§ **Task details**
Read the material below and tally how many lines hold the word "image", giving the number and nothing else.
::::
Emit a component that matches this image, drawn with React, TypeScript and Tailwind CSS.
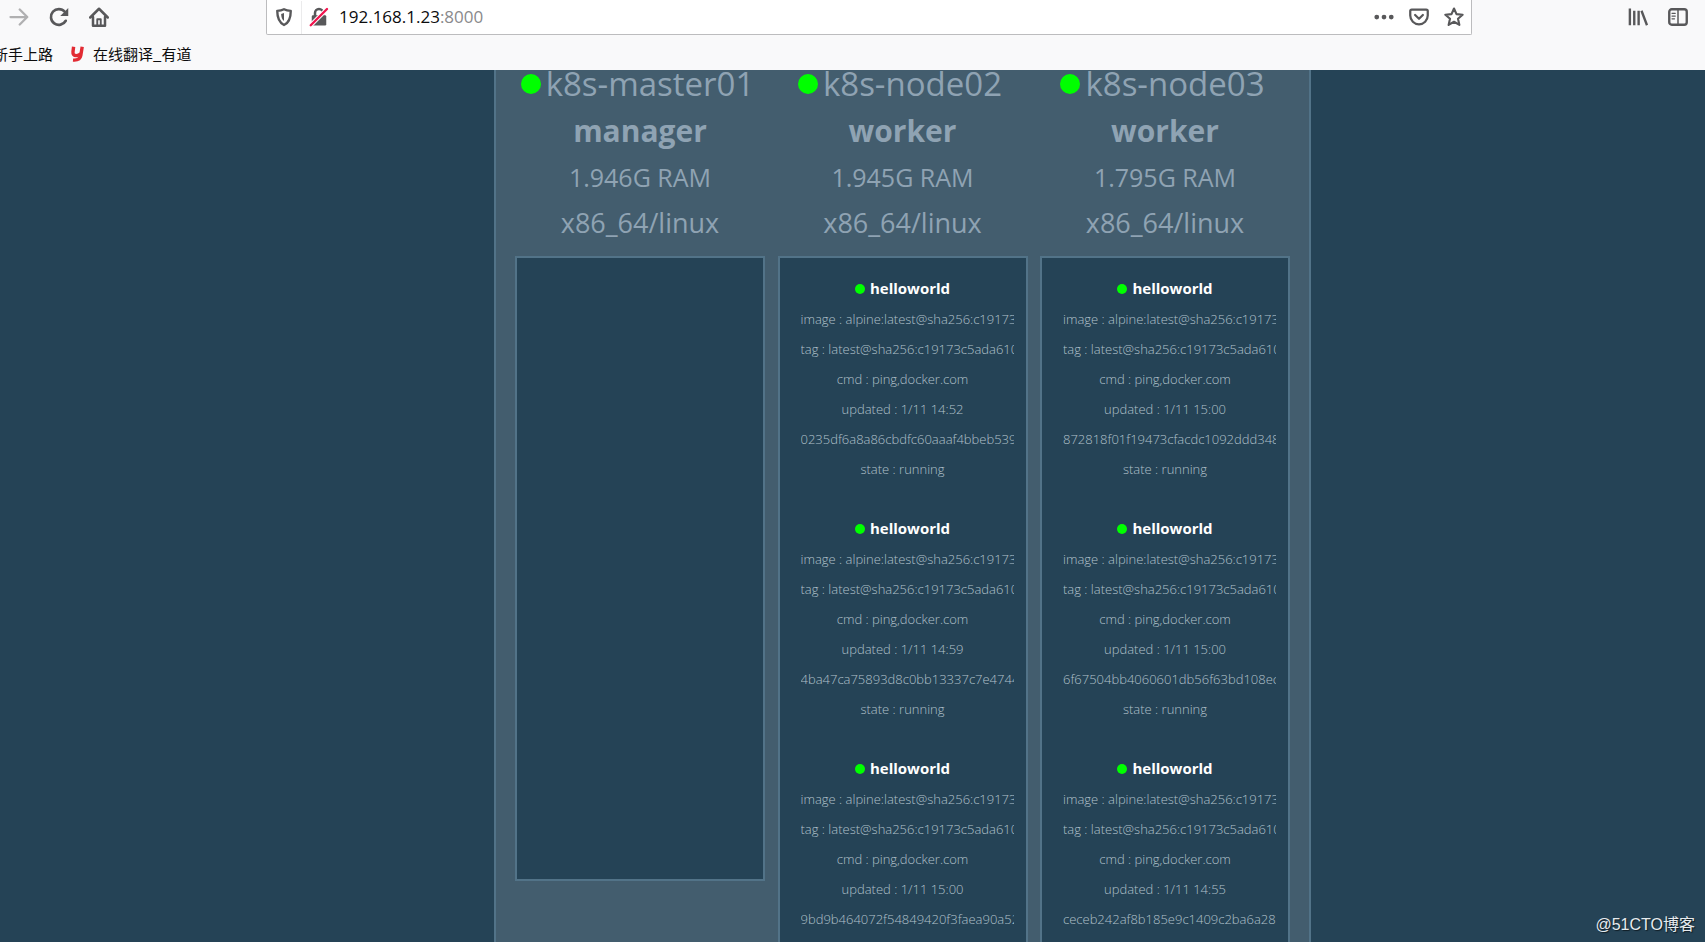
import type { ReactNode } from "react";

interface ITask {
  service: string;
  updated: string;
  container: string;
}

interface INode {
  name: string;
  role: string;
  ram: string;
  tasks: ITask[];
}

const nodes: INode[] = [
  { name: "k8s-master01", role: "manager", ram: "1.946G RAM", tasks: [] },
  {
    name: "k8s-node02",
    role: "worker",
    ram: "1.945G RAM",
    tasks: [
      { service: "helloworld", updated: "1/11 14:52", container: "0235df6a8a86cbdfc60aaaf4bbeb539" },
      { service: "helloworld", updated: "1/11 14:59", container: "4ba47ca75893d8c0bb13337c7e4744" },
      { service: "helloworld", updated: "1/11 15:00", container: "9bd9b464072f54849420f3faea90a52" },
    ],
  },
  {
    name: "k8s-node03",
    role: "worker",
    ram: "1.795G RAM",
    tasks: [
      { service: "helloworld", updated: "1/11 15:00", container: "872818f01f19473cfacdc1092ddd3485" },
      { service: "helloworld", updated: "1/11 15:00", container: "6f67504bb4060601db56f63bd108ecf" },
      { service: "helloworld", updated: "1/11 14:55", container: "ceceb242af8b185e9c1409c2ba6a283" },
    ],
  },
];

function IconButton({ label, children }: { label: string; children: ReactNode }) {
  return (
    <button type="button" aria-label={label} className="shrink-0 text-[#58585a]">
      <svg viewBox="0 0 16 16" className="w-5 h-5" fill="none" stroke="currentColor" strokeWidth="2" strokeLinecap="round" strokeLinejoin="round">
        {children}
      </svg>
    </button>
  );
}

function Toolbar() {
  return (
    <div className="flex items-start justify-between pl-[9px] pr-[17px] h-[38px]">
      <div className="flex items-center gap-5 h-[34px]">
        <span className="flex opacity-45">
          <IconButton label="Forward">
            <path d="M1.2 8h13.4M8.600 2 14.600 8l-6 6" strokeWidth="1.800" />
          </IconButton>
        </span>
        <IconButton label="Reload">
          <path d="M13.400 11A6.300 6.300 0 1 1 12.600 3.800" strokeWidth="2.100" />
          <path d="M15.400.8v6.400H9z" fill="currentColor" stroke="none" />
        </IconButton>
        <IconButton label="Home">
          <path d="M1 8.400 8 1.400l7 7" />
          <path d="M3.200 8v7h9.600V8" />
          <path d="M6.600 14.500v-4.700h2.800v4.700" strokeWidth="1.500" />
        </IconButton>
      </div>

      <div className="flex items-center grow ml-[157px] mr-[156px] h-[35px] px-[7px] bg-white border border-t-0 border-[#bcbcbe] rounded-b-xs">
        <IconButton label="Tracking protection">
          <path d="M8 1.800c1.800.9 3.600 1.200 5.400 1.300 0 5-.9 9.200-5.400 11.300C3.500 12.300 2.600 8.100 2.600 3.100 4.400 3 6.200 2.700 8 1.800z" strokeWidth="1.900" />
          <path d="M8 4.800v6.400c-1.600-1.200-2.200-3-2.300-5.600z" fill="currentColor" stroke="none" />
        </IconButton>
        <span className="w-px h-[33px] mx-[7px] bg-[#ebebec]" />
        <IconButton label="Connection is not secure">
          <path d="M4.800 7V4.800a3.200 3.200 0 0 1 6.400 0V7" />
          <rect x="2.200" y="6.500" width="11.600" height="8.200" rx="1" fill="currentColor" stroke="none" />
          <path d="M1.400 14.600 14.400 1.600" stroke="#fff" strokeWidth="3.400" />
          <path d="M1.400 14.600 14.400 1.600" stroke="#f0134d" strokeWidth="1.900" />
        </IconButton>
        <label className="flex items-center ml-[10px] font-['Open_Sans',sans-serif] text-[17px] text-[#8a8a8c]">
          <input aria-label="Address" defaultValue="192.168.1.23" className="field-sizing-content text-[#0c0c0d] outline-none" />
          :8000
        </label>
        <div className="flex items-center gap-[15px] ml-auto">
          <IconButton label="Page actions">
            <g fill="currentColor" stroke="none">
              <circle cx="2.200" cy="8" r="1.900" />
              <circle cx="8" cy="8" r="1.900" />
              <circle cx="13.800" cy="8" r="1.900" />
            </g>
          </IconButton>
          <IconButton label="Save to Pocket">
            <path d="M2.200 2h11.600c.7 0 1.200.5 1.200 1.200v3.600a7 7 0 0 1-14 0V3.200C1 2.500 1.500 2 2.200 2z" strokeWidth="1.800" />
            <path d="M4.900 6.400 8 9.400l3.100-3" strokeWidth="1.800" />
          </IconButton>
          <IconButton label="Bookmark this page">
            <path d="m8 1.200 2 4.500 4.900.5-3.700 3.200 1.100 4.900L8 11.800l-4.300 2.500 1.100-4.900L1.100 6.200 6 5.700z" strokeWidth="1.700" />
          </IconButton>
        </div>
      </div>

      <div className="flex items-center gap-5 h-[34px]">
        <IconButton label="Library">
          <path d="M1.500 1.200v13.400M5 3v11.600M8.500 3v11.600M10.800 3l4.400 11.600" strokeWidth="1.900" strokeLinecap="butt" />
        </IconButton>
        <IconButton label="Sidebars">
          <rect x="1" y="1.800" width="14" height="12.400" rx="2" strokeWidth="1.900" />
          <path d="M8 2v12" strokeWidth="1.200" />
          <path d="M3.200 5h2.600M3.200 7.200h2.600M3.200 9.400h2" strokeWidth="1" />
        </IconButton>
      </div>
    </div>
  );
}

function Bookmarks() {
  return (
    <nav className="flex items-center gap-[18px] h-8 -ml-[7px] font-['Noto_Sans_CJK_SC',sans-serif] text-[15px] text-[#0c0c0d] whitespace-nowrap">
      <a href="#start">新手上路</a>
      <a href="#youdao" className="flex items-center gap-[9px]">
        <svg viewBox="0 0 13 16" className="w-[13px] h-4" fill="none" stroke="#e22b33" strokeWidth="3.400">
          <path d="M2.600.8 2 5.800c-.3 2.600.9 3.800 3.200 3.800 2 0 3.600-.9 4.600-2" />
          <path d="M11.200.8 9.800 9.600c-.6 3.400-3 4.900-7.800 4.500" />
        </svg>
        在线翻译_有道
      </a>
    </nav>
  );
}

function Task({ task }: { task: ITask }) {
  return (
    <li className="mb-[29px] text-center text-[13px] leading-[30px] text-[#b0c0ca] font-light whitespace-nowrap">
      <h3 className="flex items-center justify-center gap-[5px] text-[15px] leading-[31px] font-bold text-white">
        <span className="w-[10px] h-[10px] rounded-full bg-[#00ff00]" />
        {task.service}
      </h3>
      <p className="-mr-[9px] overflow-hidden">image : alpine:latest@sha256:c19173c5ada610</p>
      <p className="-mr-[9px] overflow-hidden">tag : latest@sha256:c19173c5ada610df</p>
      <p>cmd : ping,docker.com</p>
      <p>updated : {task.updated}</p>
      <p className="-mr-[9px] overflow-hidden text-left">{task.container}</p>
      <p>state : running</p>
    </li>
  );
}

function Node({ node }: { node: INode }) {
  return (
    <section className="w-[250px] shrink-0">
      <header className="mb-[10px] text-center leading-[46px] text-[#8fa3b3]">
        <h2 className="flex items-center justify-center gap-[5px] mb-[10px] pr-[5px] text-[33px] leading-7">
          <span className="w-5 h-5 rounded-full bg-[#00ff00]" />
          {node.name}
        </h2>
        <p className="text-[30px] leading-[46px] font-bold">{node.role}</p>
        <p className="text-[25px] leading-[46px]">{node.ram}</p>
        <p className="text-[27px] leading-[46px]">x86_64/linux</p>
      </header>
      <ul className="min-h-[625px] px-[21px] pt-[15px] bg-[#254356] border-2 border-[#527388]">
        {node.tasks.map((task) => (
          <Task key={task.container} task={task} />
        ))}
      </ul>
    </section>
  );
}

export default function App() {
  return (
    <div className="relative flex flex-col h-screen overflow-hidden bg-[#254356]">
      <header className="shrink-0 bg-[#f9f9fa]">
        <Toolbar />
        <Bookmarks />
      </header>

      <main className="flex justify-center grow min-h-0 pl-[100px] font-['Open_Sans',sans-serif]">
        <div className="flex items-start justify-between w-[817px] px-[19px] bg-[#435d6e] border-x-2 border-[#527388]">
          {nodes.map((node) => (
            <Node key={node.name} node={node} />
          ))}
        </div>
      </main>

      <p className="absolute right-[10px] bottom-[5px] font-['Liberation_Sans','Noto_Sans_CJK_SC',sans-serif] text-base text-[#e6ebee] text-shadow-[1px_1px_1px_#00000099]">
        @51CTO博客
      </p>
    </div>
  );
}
::::
§ **Solution for this exercise**
2